[Begin]
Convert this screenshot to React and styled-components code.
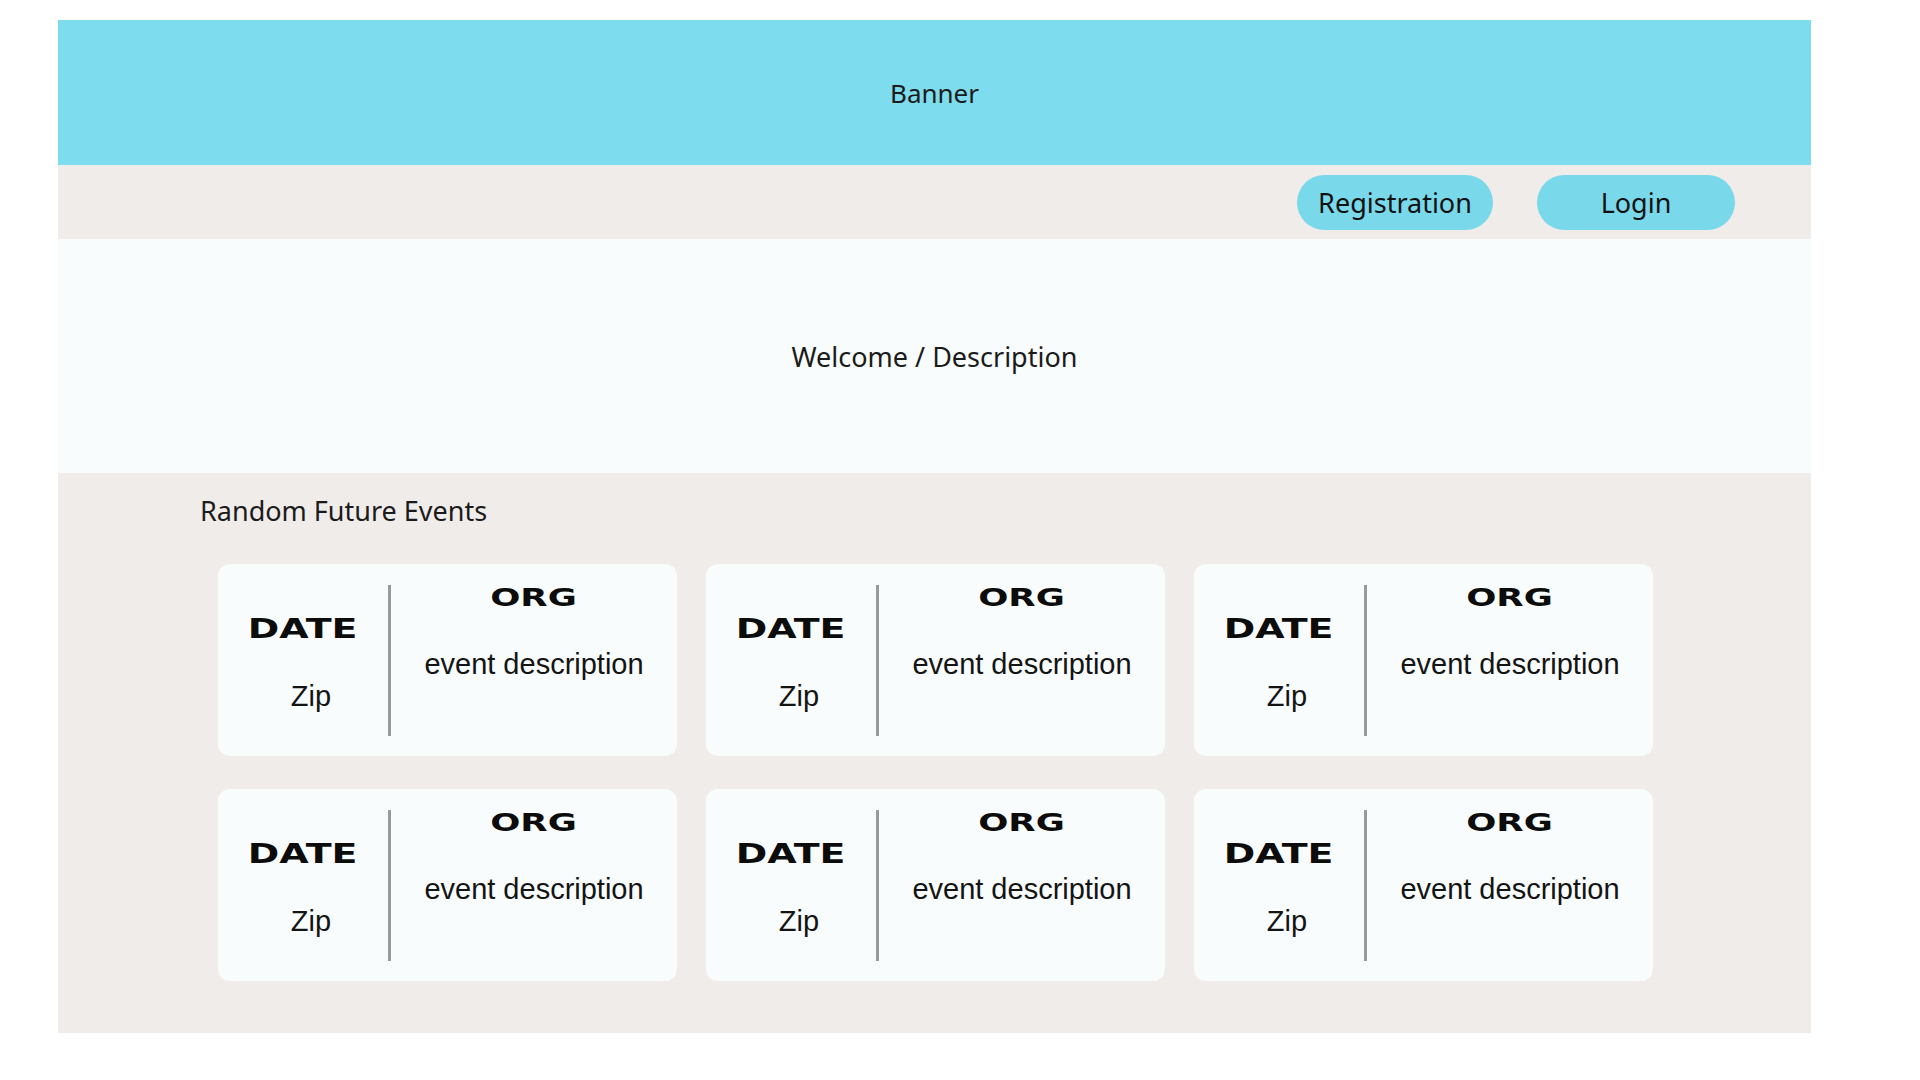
import styled, { createGlobalStyle } from 'styled-components';

const GlobalStyle = createGlobalStyle`
  body {
    margin: 0;
    background: #ffffff;
    font-family: "Noto Sans", "Open Sans", sans-serif;
    color: #1b1b1b;
  }
`

const Page = styled.div`
  width: 1753px;
  margin: 20px 0 0 58px;
  display: flex;
  flex-direction: column;
`

const Banner = styled.header`
  height: 145px;
  background: #7ddced;
  display: flex;
  align-items: center;
  justify-content: center;
  font-size: 26px;
`

const NavBar = styled.nav`
  height: 74px;
  background: #f0ecea;
  display: flex;
  align-items: center;
  justify-content: flex-end;
  gap: 44px;
  padding-right: 76px;
  box-sizing: border-box;
`

const NavButton = styled.button`
  width: ${p => p.$w}px;
  height: 55px;
  border: none;
  border-radius: 28px;
  background: #79d8ea;
  font-family: "Noto Sans", sans-serif;
  font-size: 27px;
  color: #111;
  cursor: pointer;
  padding: 0;
`

const Welcome = styled.section`
  height: 234px;
  background: #f8fcfd;
  display: flex;
  align-items: center;
  justify-content: center;
  font-size: 27px;
`

const Events = styled.section`
  height: 560px;
  background: #f0ecea;
  box-sizing: border-box;
  padding: 22px 0 0 142px;
`

const Heading = styled.h2`
  margin: 0;
  font-weight: 400;
  font-size: 27px;
  line-height: 32px;
`

const CardGrid = styled.div`
  display: grid;
  grid-template-columns: repeat(3, 459px);
  grid-auto-rows: 192px;
  column-gap: 29px;
  row-gap: 33px;
  margin: 37px 0 0 18px;
`

const Card = styled.article`
  background: #f8fcfd;
  border-radius: 12px;
  display: grid;
  grid-template-columns: 170px 3px 1fr;
`

const LeftCol = styled.div`
  display: flex;
  flex-direction: column;
  align-items: center;
  padding-top: 52px;
`

const RightCol = styled.div`
  display: flex;
  flex-direction: column;
  align-items: center;
  padding-top: 21px;
`

const Divider = styled.div`
  background: #9a9a9a;
  margin: 21px 0 20px;
`

const Wide = styled.span`
  display: inline-block;
  font-family: "DejaVu Sans", sans-serif;
  font-weight: 700;
  font-size: ${p => p.$size}px;
  line-height: ${p => p.$size}px;
  transform: scaleX(${p => p.$stretch});
  color: #0c0c0c;
`

const Plain = styled.span`
  font-family: "Liberation Sans", Arial, sans-serif;
  font-size: 29px;
  line-height: 29px;
  margin-top: ${p => p.$top}px;
  margin-left: ${p => p.$left || 0}px;
  color: #141414;
`

const events = Array.from({ length: 6 }, (_, i) => ({ id: i }))

function EventCard() {
  return (
    <Card>
      <LeftCol>
        <Wide $size={26} $stretch={1.46}>DATE</Wide>
        <Plain $top={40} $left={16}>Zip</Plain>
      </LeftCol>
      <Divider />
      <RightCol>
        <Wide $size={25} $stretch={1.42}>ORG</Wide>
        <Plain $top={40}>event description</Plain>
      </RightCol>
    </Card>
  )
}

export default function App() {
  return (
    <>
      <GlobalStyle />
      <Page>
        <Banner>Banner</Banner>
        <NavBar>
          <NavButton $w={196}>Registration</NavButton>
          <NavButton $w={198}>Login</NavButton>
        </NavBar>
        <Welcome>Welcome / Description</Welcome>
        <Events>
          <Heading>Random Future Events</Heading>
          <CardGrid>
            {events.map(e => <EventCard key={e.id} />)}
          </CardGrid>
        </Events>
      </Page>
    </>
  )
}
[End]
▶ Stated goal
Exclude the pictures. Write out the remaining data exactly.

▶ Result below
Convert this screenshot to React and styled-components code.
import styled, { createGlobalStyle } from 'styled-components';

const GlobalStyle = createGlobalStyle`
  body {
    margin: 0;
    background: #ffffff;
    font-family: "Noto Sans", "Open Sans", sans-serif;
    color: #1b1b1b;
  }
`

const Page = styled.div`
  width: 1753px;
  margin: 20px 0 0 58px;
  display: flex;
  flex-direction: column;
`

const Banner = styled.header`
  height: 145px;
  background: #7ddced;
  display: flex;
  align-items: center;
  justify-content: center;
  font-size: 26px;
`

const NavBar = styled.nav`
  height: 74px;
  background: #f0ecea;
  display: flex;
  align-items: center;
  justify-content: flex-end;
  gap: 44px;
  padding-right: 76px;
  box-sizing: border-box;
`

const NavButton = styled.button`
  width: ${p => p.$w}px;
  height: 55px;
  border: none;
  border-radius: 28px;
  background: #79d8ea;
  font-family: "Noto Sans", sans-serif;
  font-size: 27px;
  color: #111;
  cursor: pointer;
  padding: 0;
`

const Welcome = styled.section`
  height: 234px;
  background: #f8fcfd;
  display: flex;
  align-items: center;
  justify-content: center;
  font-size: 27px;
`

const Events = styled.section`
  height: 560px;
  background: #f0ecea;
  box-sizing: border-box;
  padding: 22px 0 0 142px;
`

const Heading = styled.h2`
  margin: 0;
  font-weight: 400;
  font-size: 27px;
  line-height: 32px;
`

const CardGrid = styled.div`
  display: grid;
  grid-template-columns: repeat(3, 459px);
  grid-auto-rows: 192px;
  column-gap: 29px;
  row-gap: 33px;
  margin: 37px 0 0 18px;
`

const Card = styled.article`
  background: #f8fcfd;
  border-radius: 12px;
  display: grid;
  grid-template-columns: 170px 3px 1fr;
`

const LeftCol = styled.div`
  display: flex;
  flex-direction: column;
  align-items: center;
  padding-top: 52px;
`

const RightCol = styled.div`
  display: flex;
  flex-direction: column;
  align-items: center;
  padding-top: 21px;
`

const Divider = styled.div`
  background: #9a9a9a;
  margin: 21px 0 20px;
`

const Wide = styled.span`
  display: inline-block;
  font-family: "DejaVu Sans", sans-serif;
  font-weight: 700;
  font-size: ${p => p.$size}px;
  line-height: ${p => p.$size}px;
  transform: scaleX(${p => p.$stretch});
  color: #0c0c0c;
`

const Plain = styled.span`
  font-family: "Liberation Sans", Arial, sans-serif;
  font-size: 29px;
  line-height: 29px;
  margin-top: ${p => p.$top}px;
  margin-left: ${p => p.$left || 0}px;
  color: #141414;
`

const events = Array.from({ length: 6 }, (_, i) => ({ id: i }))

function EventCard() {
  return (
    <Card>
      <LeftCol>
        <Wide $size={26} $stretch={1.46}>DATE</Wide>
        <Plain $top={40} $left={16}>Zip</Plain>
      </LeftCol>
      <Divider />
      <RightCol>
        <Wide $size={25} $stretch={1.42}>ORG</Wide>
        <Plain $top={40}>event description</Plain>
      </RightCol>
    </Card>
  )
}

export default function App() {
  return (
    <>
      <GlobalStyle />
      <Page>
        <Banner>Banner</Banner>
        <NavBar>
          <NavButton $w={196}>Registration</NavButton>
          <NavButton $w={198}>Login</NavButton>
        </NavBar>
        <Welcome>Welcome / Description</Welcome>
        <Events>
          <Heading>Random Future Events</Heading>
          <CardGrid>
            {events.map(e => <EventCard key={e.id} />)}
          </CardGrid>
        </Events>
      </Page>
    </>
  )
}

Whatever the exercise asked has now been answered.